Friday, September 16, 2011

Frog Woman Rock (Squaw Rock)

Old road

Mendocino County, July 29, 2010

With 65 state landmarks yet to go in Los Angeles County and at least 800 more overall throughout the state, this might be a good time to throw a dart at the California map and drift over to where it lands for awhile. Looks like we’re headed up the coast to Mendocino County, where in 2010; seven out of eight landmarks were experienced from the confines of a white VW Beetle rental from Santa Rosa. So, we leave order and chronology behind and head to Squaw Rock and begin a counterclockwise loop around the county.

Heading up Highway 101, which at this point is following the old road, and before that, the old trail, and before that, the Native American path, we pass right by the first landmark six miles below the town of Hopland. It turns out that a lot had happened in the last year and Squaw Rock has become breaking news in California landmark-dom to not only be renamed, but its story and text removed and replaced as well. Folks, give a big howdy to Frog Woman Rock!

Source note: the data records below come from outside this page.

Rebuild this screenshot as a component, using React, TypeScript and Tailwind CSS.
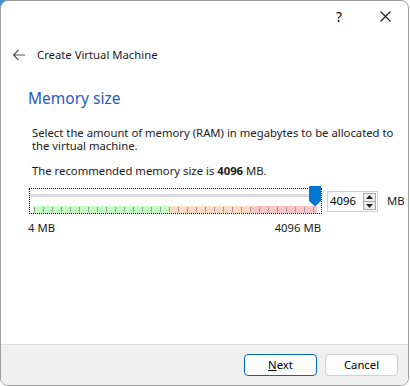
import React from 'react';

const font = { fontFamily: '"Noto Sans", "Liberation Sans", sans-serif' };

const TickBar = () => {
  const ticks = Array.from({ length: 32 }, (_, i) => 1 + i * 9);
  return (
    <svg width="284" height="7" viewBox="0 0 284 7" className="block">
      <rect x="0" y="0" width="137" height="7" fill="#c3ffc3" />
      <rect x="137" y="0" width="81" height="7" fill="#ffd9c2" />
      <rect x="218" y="0" width="66" height="7" fill="#ffc4c4" />
      {ticks.map((x) => (
        <rect key={x} x={x} y="1" width="1" height="5" fill="#9a9a9a" />
      ))}
    </svg>
  );
};

const App = () => {
  return (
    <div className="w-[410px] h-[386px] bg-white relative overflow-hidden" style={font}>
      <div className="absolute left-0 top-0 w-[12px] h-[12px] bg-[#3d8fd6]" />
      <div className="relative w-[409px] h-[386px] bg-white border border-[#9c9c9c] rounded-[8px] flex flex-col overflow-hidden">
        {/* title bar */}
        <div className="h-[30px] flex justify-end items-center">
          <div className="w-[46px] h-[30px] flex items-center justify-center text-[14px] text-black">?</div>
          <div className="w-[46px] h-[30px] flex items-center justify-center">
            <svg width="11" height="11" viewBox="0 0 11 11">
              <path d="M0.5 0.5 L10.5 10.5 M10.5 0.5 L0.5 10.5" stroke="#1a1a1a" strokeWidth="1.1" />
            </svg>
          </div>
        </div>

        {/* header */}
        <div className="h-[48px] flex items-center">
          <div className="w-[36px] flex justify-center">
            <svg width="14" height="12" viewBox="0 0 14 12">
              <path d="M13 6 H1.5 M6.5 1 L1.5 6 L6.5 11" fill="none" stroke="#555" strokeWidth="1.2" />
            </svg>
          </div>
          <span className="text-[11.3px] text-[#1b1b1b]">Create Virtual Machine</span>
        </div>

        {/* content */}
        <div className="flex-1 flex flex-col pl-[27px]">
          <h1 className="text-[15.5px] text-[#1f5cc0] leading-[20px] mt-[9px]">Memory size</h1>
          <div className="pl-[4px] mt-[18px] text-[11.3px] leading-[13px] text-[#1b1b1b] w-[372px]">
            Select the amount of memory (RAM) in megabytes to be allocated to the virtual machine.
          </div>
          <div className="pl-[4px] mt-[12px] text-[11.3px] leading-[13px] text-[#1b1b1b]">
            The recommended memory size is <b>4096</b> MB.
          </div>

          <div className="flex items-center mt-[11px] pl-[1px]">
            <div className="relative w-[293px] h-[26px] border border-dotted border-black">
              <div className="mt-[5px] h-[3px] bg-[#e3e3e3] border-y border-[#d6d6d6]" />
              <div className="absolute left-[3px] top-[17px]">
                <TickBar />
              </div>
              <svg className="absolute left-[279px] top-[-3px]" width="12" height="21" viewBox="0 0 12 21">
                <path d="M1 0 H11 Q12 0 12 1 V15 L6 20.5 L0 15 V1 Q0 0 1 0 Z" fill="#0078d4" />
              </svg>
            </div>
            <div className="ml-[5px] w-[51px] h-[21px] border border-[#cfcfcf] flex items-center justify-between bg-white">
              <span className="text-[11.3px] text-black pl-[2px]">4096</span>
              <div className="w-[13px] h-[17px] mr-[1px] border border-[#a8a8a8] bg-[#f0f0f0] flex flex-col items-center justify-around">
                <svg width="7" height="4" viewBox="0 0 7 4"><path d="M0 4 L3.5 0 L7 4 Z" fill="#222" /></svg>
                <div className="w-[11px] h-px bg-[#a8a8a8]" />
                <svg width="7" height="4" viewBox="0 0 7 4"><path d="M0 0 L3.5 4 L7 0 Z" fill="#222" /></svg>
              </div>
            </div>
            <span className="ml-[9px] text-[11.3px] text-[#1b1b1b]">MB</span>
          </div>

          <div className="w-[293px] flex justify-between mt-[7px] text-[11.3px] text-[#1b1b1b] leading-[14px]">
            <span>4 MB</span>
            <span>4096 MB</span>
          </div>
        </div>

        {/* footer */}
        <div className="h-[41px] border-t border-[#dcdcdc] bg-[#f0f0f0] flex items-center justify-end gap-[8px] pr-[10px]">
          <button className="w-[73px] h-[22px] rounded-[4px] border border-[#0067c0] bg-[#fdfdfd] text-[11.3px] text-black">
            <u>N</u>ext
          </button>
          <button className="w-[73px] h-[22px] rounded-[4px] border border-[#d0d0d0] bg-[#fdfdfd] text-[11.3px] text-black">
            Cancel
          </button>
        </div>
      </div>
    </div>
  );
};

export default App;
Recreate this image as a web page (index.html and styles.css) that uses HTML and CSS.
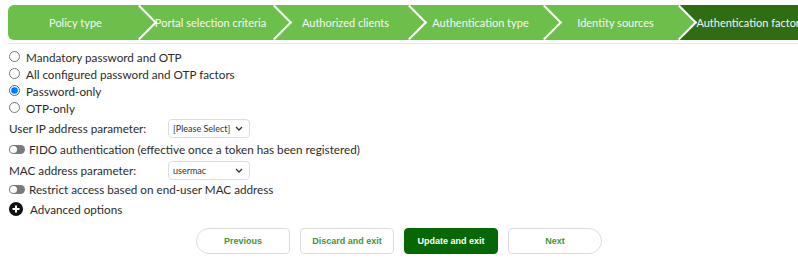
FILE: index.html
```html
<!DOCTYPE html>
<html>
<head>
<meta charset="utf-8">
<link rel="stylesheet" href="styles.css">
</head>
<body>
<div class="wizard">
  <div class="steps">
    <div class="step">Policy type</div>
    <div class="step">Portal selection criteria</div>
    <div class="step">Authorized clients</div>
    <div class="step">Authentication type</div>
    <div class="step">Identity sources</div>
    <div class="step active">Authentication factors</div>
  </div>
</div>
<div class="rule"></div>
<form class="content">
  <div class="radios">
    <label class="radio"><input type="radio" name="f"> Mandatory password and OTP</label>
    <label class="radio"><input type="radio" name="f"> All configured password and OTP factors</label>
    <label class="radio"><input type="radio" name="f" checked> Password-only</label>
    <label class="radio"><input type="radio" name="f"> OTP-only</label>
  </div>
  <div class="field">
    <span class="label">User IP address parameter:</span>
    <select class="select"><option>[Please Select]</option></select>
  </div>
  <div class="switch-row"><span class="toggle"></span>FIDO authentication (effective once a token has been registered)</div>
  <div class="field field-short">
    <span class="label">MAC address parameter:</span>
    <select class="select"><option>usermac</option></select>
  </div>
  <div class="switch-row switch-short"><span class="toggle"></span>Restrict access based on end-user MAC address</div>
  <div class="advanced">
    <svg class="plus" width="14" height="14" viewBox="0 0 14 14"><circle cx="7" cy="7" r="7" fill="#111"/><path d="M7 3.5v7M3.5 7h7" stroke="#fff" stroke-width="2"/></svg>
    Advanced options
  </div>
  <div class="buttons">
    <button type="button" class="btn prev">Previous</button>
    <button type="button" class="btn">Discard and exit</button>
    <button type="button" class="btn primary">Update and exit</button>
    <button type="button" class="btn next">Next</button>
  </div>
</form>
</body>
</html>
```
FILE: styles.css
```css
html, body {
  margin: 0;
  overflow: hidden;
  background: #fff;
}
body {
  font-family: Lato, "Open Sans", sans-serif;
  color: #2b2b2b;
}
.wizard {
  padding: 5px 0 0 8px;
  overflow: hidden;
}
.steps {
  display: flex;
  height: 35px;
  width: 820px;
  background: #6dbf4b;
  border-radius: 6px 0 0 6px;
  position: relative;
  z-index: 0;
}
.step {
  flex: 0 0 135px;
  position: relative;
  display: flex;
  align-items: center;
  justify-content: center;
  color: #f6f6f6;
  font-size: 11px;
  white-space: nowrap;
}
.step + .step::before {
  content: "";
  position: absolute;
  left: -16.5px;
  top: 5px;
  width: 25px;
  height: 25px;
  box-sizing: border-box;
  border-top: 2px solid #fff;
  border-right: 2px solid #fff;
  transform: rotate(45deg);
  z-index: 1;
}
.step.active::after {
  content: "";
  position: absolute;
  left: -4px;
  top: 0;
  bottom: 0;
  right: 0;
  background: #2f6c12;
  clip-path: polygon(0 0, 100% 0, 100% 100%, 0 100%, 17px 50%);
  z-index: -1;
}
.rule {
  height: 1px;
  background: #e8e8e8;
  margin: 3px 0 0 8px;
}
.content {
  padding: 4px 8px 0 8px;
  font-size: 11.7px;
}
.radios {
  display: flex;
  flex-direction: column;
}
.radio {
  display: flex;
  align-items: center;
  height: 17px;
}
.radio input {
  width: 11px;
  height: 11px;
  margin: 0 6px 0 1px;
}
.field {
  display: flex;
  align-items: center;
  height: 22px;
  margin-top: 1px;
}
.field-short {
  height: 20px;
}
.label {
  width: 159px;
  padding-left: 1px;
}
.select {
  appearance: none;
  -webkit-appearance: none;
  width: 82px;
  height: 19px;
  border: 1px solid #ddd;
  border-radius: 4px;
  background: #fff url("data:image/svg+xml;utf8,<svg xmlns='http://www.w3.org/2000/svg' width='8' height='5' viewBox='0 0 8 5'><path d='M1 1l3 3 3-3' fill='none' stroke='%23333' stroke-width='1.3'/></svg>") no-repeat right 6px center;
  font-family: Lato, sans-serif;
  font-size: 9px;
  color: #333;
  padding: 0 4px;
  margin: 0;
}
.switch-row {
  display: flex;
  align-items: center;
  height: 20px;
}
.switch-short {
  height: 18px;
}
.toggle {
  width: 16px;
  height: 9px;
  border-radius: 5px;
  background: #7a7a7a;
  position: relative;
  margin: 0 4px 0 1px;
}
.toggle::after {
  content: "";
  position: absolute;
  left: 1px;
  top: 1px;
  width: 7px;
  height: 7px;
  border-radius: 50%;
  background: #fff;
}
.advanced {
  display: flex;
  align-items: center;
  height: 20px;
  margin-top: 1px;
}
.plus {
  margin: 0 7px 0 1px;
}
.buttons {
  display: flex;
  justify-content: center;
  gap: 10px;
  margin-top: 9px;
}
.btn {
  width: 94px;
  height: 26px;
  border: 1px solid #dcdcdc;
  background: #fff;
  color: #3a9a32;
  font-family: "Liberation Sans", Arial, sans-serif;
  font-weight: bold;
  font-size: 9px;
  border-radius: 4px;
  padding: 0;
}
.btn.prev {
  border-radius: 13px 4px 4px 13px;
}
.btn.next {
  border-radius: 4px 13px 13px 4px;
}
.btn.primary {
  background: #056805;
  border-color: #056805;
  color: #fff;
}
```
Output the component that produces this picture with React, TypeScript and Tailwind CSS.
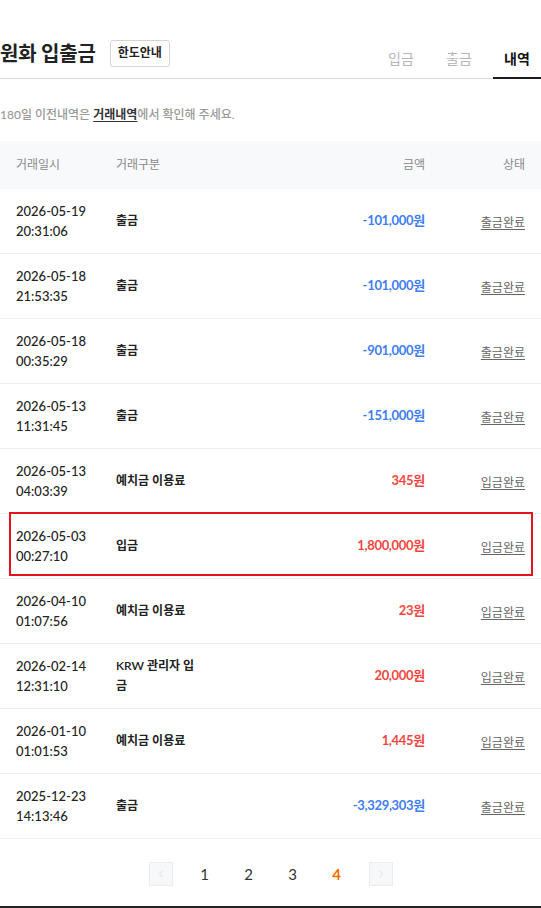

Imagining early miners and settlers on the trail and slowly passing this volcanic outcropping, you can also imagine them making up stories of a lover’s leap to tell the kids while in the rock’s shadow. What we know for sure is that since this landmark was dedicated, local First Nation people have been saying the story of a lover’s triangle between a maiden, a faithless chief, and the ancient equivalent of the cable guy, was complete BS.

The other thing that has disturbed local Native Americans is the term ‘Squaw’, which was not a term used by any tribe or nation in the west, and is considered demining. Nationwide, nearly a thousand place names have had the word ‘squaw’ removed and replaced by another, and nine states now have laws that will eliminate the term entirely. Squaw Valley’s days are numbered.

Not to worry though, there’s a local legend that’s as good or better.  Early southbound travelers when passing by noted the upper portion of the rock resembled the profile of a woman’s face. To the Pomo people that face was the precipice of a cave where a giant creature that was part woman and part frog lived and call it ‘maatha kawao qhabe’, which translates to Frog Woman Rock. She was the wife of Coyote, and could leap 100 feet and snatch a man whole and devour him. Another legend has her as the wife of Obsidian Man. Either way, the story is solid and any day now, the change to Frog Woman Rock will be official.  

Pomo dancers - 1928

Former plaque inscription (no plaque at site): NO. 549 (M) SQUAW ROCK - This early landmark, also called Lover's Leap, is associated with the purported legend of a 19th-century Sanel Indian maiden, Sotuka. Her faithless lover, Chief Cachow, married another, all three were killed when Sotuka, holding a great stone, jumped from the precipice upon the sleeping pair below.